Given material.

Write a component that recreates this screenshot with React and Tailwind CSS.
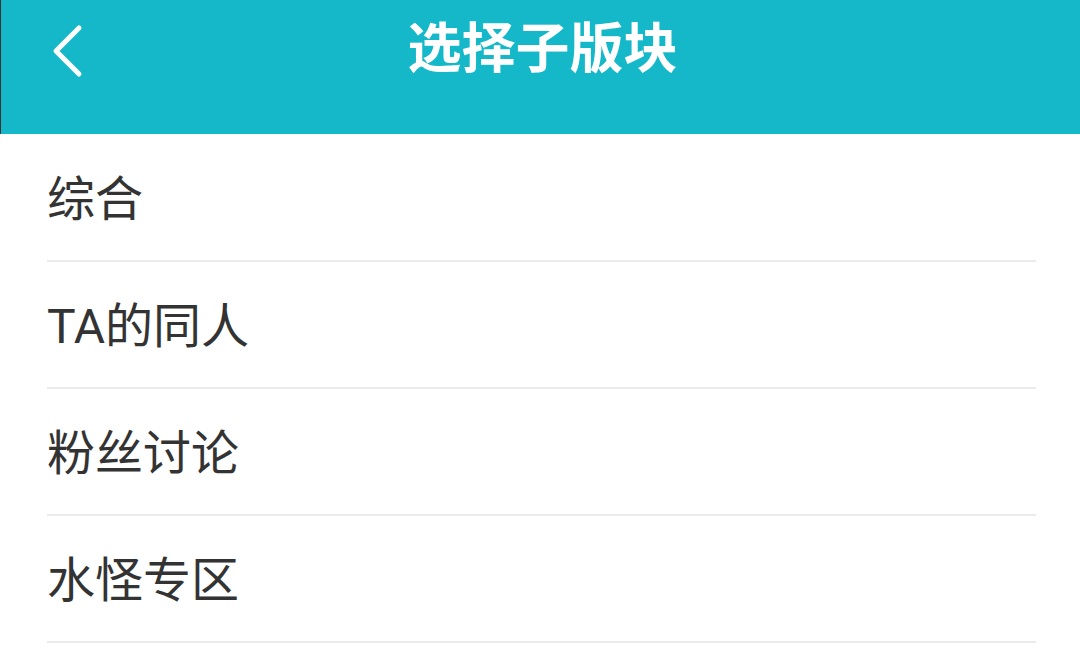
import React from 'react';

const items = ['综合', 'TA的同人', '粉丝讨论', '水怪专区'];

const App = () => {
  return (
    <div
      className="min-h-screen w-[1080px] h-[653px] overflow-hidden bg-white"
      style={{ fontFamily: 'Roboto, "Noto Sans CJK SC", sans-serif' }}
    >
      {/* Header */}
      <div className="h-[134px] bg-[#14b8c8] border-l border-[#333]">
        <div className="relative h-[100px] flex items-center justify-center">
          <button className="absolute left-[50px] top-[24px] w-[34px] h-[54px] flex items-center justify-center">
            <svg width="34" height="54" viewBox="0 0 34 54">
              <path d="M28 4 L5 27 L28 50" fill="none" stroke="#fff" strokeWidth="5" strokeLinecap="round" strokeLinejoin="round" />
            </svg>
          </button>
          <h1 className="text-[54px] font-bold text-white leading-none pl-[4px]">选择子版块</h1>
        </div>
      </div>

      {/* List */}
      <div className="px-[47px] mt-[1px]">
        {items.map((name) => (
          <div key={name} className="h-[127px] flex items-center border-b-2 border-[#ebebeb] mr-[-3px]">
            <span className="text-[48px] text-[#333333] leading-none pt-[4px]">{name}</span>
          </div>
        ))}
      </div>
    </div>
  );
};

export default App;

Written problem.
Tally up the lines holding the string "React" in this listing, and report the total alone.

Problem solution.
2